You basically have two options, one mechanical and one chemical. The mechanical is friendlier to the environment but the chemical is easier on humans, you make the call what is better for you.
To mechanically eradicate the plant you have to kill the roots. You can trace the vine back to its crown and dig it out with a shovel or you can use pruning equipment to cut the stems back to the ground. This will take repeated attempts as the roots will send up new shoots time and time again, so you will have to be persistent.
To chemically eradicate the plant you must apply a chemical to the leaves. It must be the type of chemical that is systemic and will be sucked down to the roots. If you use a chemical that only kills the leaves the plant will re-sprout. The chemical ‘Round-up’ (glophosate) works best from my experience but I hear Amitrol also works well. This too will probably take repeated sprayings as the plant will attempt to re-grow.
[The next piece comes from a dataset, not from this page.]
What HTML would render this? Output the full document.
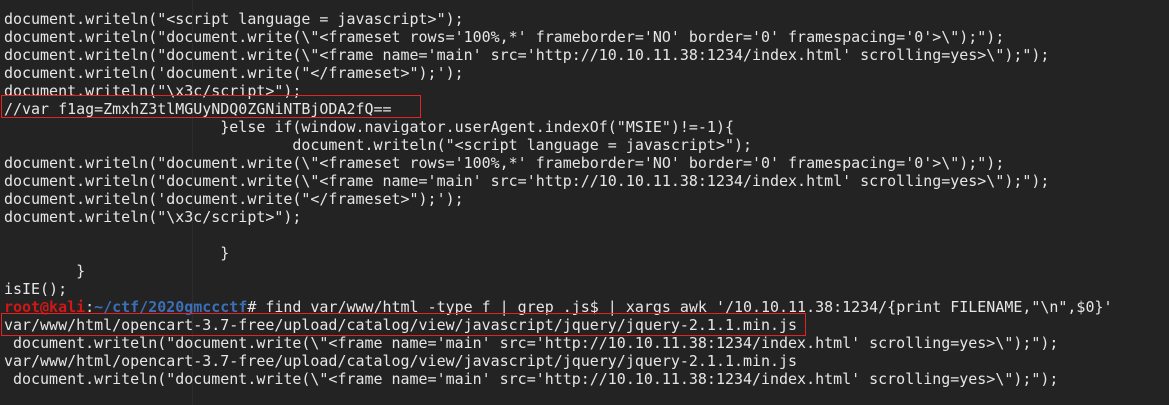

The spray must be applied when the plants are actively growing and not when they are dormant in the winter. The best time I have found is late summer/ early fall when the plant is pulling down nutrients to the root system in anticipation of winter.
If you decide to go the mechanical route please be careful and wear protective clothing, preferably disposable. The poison is oil based so if you get it on your skin, lather up with soap quickly. Warm water tends to spread the oil so cold water with soap is best.
My friend Tim “Smiling Cat” Eutin sent the following question to my blog.
- Hello Rees,
I just came in from mowing the lawn and was thinking about you. Why? You are very knowledgeable and come across as “real” and trust worthy. Here’s my problem…
I moved into an older home that has a large hedge. The hedge is a mix of 31 different plants, trees and vines. It doesn’t look as bad as it sounds as long as I keep it trimmed. (definitely not bad enough to go through the effort of removing it – that can wait for the next owner!)
Anyway the hedge has poison ivy in it. How can I get rid of the poison ivy without killing the hedge?
In your case SC, if the hedge can not be sacrificed then I suggest you suit up and go at it with chemicals. If you are careful, you may be able to untwine the vines from parts of the hedge and apply Round-up. If it is difficult to untangle just do the best you can. I suggest you use a paint brush or tiny sprayer to apply the chemical. This will take persistence and you will probably need to repeat but it can be done. I’ve used a similar method to kill spreading morning glory in a bed of junipers.
Whatever you do never burn the dead plants as the smoke will move the poison into your lungs….and that’s bad.
One last thing, make sure it is Poison Oak or Poison Ivey that you have. Fragrant Sumac and Virginia creeper have some similarities. Do a Google image search to be sure.